Corruption and Development: An Impolitic View

January 16, 2010

By Dennis de Tray

Access full speech (pdf 64KB)

How has the West fared in fighting corruption in developing countries? Not well, according to CGD vice president Dennis de Tray. In a Nov. 16, 2006 speech to the 1818 Society, de Tray offered an impolitic critique of the World Bank’s strategy on corruption. While corruption is a barrier to development, de Tray said that the Bank must think differently about it - first by acknowledging that not all corrupt leaders are alike. Suharto, for example, brought Indonesia from near collapse to a functioning state, even as he and his family siphoned off millions of dollars. Categorizing all corrupt leaders as "bad" is wrong, de Tray argued, the reality is more nuanced. The Bank needs to realize that elites run most developing countries, politically and in business. It is seen as corruption when these elites enrich their children; de Tray provocatively asks how their behavior is different from the Wal-Mart clan enriching themselves.
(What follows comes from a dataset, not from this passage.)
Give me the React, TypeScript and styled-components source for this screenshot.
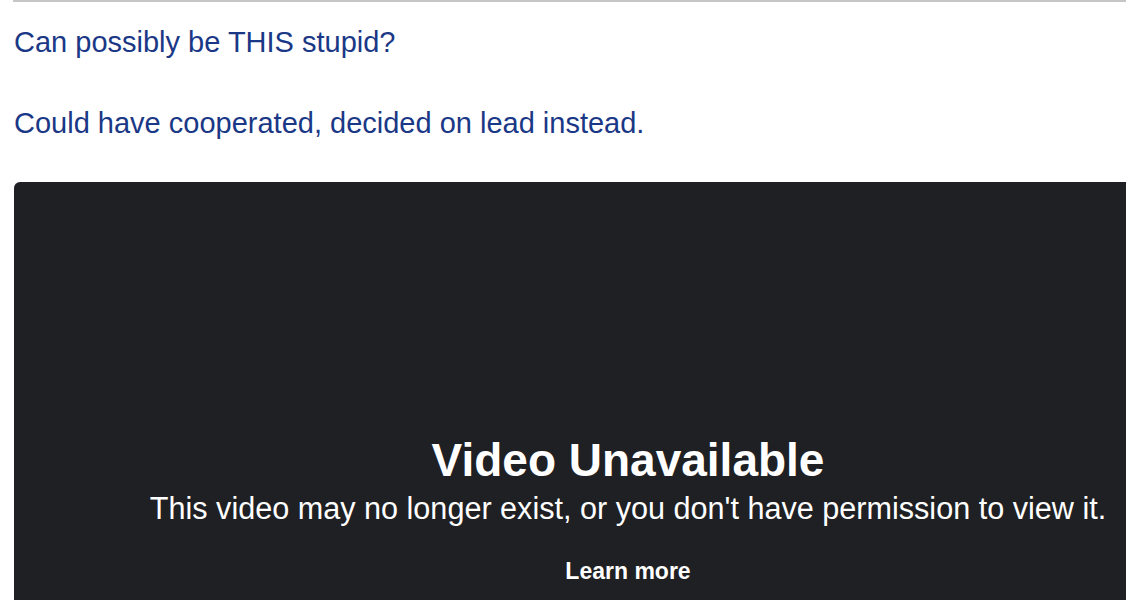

De Tray offers eight principles that could serve as the basis of a new approach to fighting corruption. Chief among them:

  • Realize corruption is only one of many constraints to development
  • "More of the same, but this time we're serious" is not a new approach
  • Ring-fencing donor projects may make donors happy but is a cop-out when it comes to fighting the corruption that matters
  • Be clear on goals: is it serving the poor now or building institutions? The two are often at competing ends
  • And simply require recipients of foreign assistance to inform their citizens of how much they got, what it was supposed to do, and what the outcome was.

Bottom line: No one likes corruption, but not liking it and doing something about it are two very different things.